§ **Short task**: Gather up all lines that carry the word "components".

[START OF Information shown]

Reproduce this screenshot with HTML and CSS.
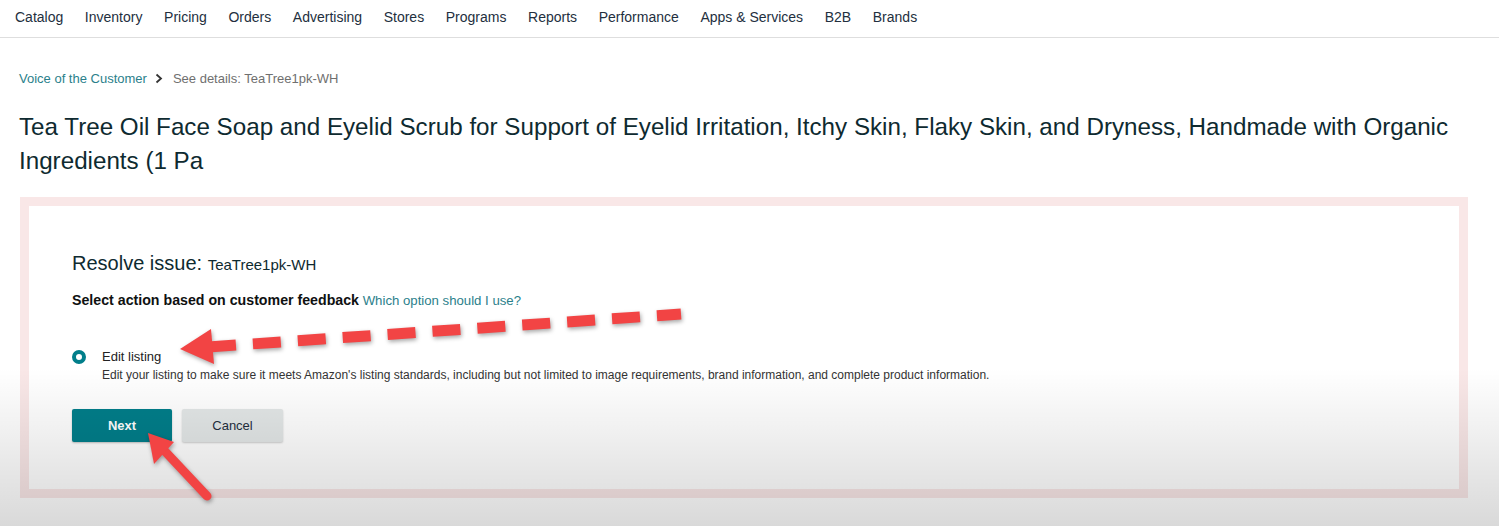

[END OF Information shown]
[START OF Information shown]

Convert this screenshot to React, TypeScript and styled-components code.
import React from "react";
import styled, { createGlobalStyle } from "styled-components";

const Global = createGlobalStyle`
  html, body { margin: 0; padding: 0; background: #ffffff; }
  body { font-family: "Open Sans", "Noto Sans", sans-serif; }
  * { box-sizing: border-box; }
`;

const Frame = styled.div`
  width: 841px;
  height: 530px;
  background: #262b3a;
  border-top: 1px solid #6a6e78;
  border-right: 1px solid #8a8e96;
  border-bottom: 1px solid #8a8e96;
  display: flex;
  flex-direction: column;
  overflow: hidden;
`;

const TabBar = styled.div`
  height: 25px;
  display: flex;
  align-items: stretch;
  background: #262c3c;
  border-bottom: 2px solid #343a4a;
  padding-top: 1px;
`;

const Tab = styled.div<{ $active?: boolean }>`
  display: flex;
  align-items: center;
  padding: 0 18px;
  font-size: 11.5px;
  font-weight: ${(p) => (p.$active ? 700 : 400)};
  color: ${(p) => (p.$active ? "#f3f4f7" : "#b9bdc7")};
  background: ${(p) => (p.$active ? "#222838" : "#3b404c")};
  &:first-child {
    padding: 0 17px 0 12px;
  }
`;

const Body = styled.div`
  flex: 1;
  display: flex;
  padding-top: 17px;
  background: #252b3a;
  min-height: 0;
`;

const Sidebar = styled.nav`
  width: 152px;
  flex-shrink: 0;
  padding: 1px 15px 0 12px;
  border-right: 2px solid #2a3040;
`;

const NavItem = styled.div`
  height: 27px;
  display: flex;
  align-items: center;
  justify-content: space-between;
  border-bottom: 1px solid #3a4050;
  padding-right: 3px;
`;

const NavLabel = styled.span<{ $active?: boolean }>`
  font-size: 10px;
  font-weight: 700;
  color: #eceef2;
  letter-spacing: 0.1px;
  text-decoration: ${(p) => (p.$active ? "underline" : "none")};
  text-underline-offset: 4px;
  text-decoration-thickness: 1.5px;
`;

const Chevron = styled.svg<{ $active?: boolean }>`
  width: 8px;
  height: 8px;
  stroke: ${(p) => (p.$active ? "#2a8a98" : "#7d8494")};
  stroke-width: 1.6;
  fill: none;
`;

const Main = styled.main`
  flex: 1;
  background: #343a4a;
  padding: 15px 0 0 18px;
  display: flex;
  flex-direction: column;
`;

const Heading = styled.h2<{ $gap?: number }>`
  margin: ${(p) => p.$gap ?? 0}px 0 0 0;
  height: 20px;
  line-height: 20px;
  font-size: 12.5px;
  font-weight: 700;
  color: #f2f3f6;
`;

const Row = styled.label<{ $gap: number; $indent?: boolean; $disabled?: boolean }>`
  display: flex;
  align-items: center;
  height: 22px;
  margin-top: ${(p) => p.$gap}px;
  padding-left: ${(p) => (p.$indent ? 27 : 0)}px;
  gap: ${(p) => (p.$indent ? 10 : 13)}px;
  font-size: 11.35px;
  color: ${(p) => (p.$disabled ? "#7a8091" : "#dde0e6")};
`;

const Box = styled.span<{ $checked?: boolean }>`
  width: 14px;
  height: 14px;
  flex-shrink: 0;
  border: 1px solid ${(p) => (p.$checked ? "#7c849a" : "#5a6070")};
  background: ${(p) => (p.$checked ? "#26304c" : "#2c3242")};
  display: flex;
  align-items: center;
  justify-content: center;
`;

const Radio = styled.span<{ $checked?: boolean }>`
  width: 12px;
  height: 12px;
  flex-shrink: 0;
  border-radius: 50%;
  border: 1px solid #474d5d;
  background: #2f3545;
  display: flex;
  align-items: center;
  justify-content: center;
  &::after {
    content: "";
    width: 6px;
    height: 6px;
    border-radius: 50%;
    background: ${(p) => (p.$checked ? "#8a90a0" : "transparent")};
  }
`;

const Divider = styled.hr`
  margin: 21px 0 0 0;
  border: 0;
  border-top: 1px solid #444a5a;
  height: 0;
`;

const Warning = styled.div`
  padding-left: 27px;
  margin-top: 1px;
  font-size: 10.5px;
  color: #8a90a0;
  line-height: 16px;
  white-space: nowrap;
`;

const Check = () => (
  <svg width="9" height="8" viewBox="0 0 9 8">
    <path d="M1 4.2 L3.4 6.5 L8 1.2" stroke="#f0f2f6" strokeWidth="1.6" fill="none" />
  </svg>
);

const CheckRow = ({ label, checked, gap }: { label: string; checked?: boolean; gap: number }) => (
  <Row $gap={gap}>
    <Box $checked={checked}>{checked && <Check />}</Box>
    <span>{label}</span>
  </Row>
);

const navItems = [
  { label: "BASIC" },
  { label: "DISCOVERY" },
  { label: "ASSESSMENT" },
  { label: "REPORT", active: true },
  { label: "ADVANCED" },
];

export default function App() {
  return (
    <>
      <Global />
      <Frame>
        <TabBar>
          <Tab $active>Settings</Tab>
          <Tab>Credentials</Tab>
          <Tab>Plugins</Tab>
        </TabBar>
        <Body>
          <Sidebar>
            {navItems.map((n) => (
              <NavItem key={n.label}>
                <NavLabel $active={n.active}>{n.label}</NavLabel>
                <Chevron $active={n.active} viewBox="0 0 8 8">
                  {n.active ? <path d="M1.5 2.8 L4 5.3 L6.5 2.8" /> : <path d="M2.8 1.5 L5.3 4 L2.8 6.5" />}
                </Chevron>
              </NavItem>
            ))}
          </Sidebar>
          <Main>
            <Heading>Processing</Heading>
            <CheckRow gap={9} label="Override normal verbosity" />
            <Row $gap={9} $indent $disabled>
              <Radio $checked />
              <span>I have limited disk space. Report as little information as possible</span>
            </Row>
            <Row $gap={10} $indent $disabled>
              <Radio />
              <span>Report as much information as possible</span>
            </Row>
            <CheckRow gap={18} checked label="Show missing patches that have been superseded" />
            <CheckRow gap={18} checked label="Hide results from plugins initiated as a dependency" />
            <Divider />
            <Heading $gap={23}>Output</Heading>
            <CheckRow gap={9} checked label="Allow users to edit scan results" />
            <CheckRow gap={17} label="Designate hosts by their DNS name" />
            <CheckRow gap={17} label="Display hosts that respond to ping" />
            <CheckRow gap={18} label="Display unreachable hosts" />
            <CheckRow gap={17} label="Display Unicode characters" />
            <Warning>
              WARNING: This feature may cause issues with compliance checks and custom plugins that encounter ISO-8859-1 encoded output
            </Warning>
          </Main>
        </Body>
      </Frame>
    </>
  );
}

[END OF Information shown]

§ **Finished task**:
Convert this screenshot to React, TypeScript and styled-components code.
import styled, { createGlobalStyle } from "styled-components";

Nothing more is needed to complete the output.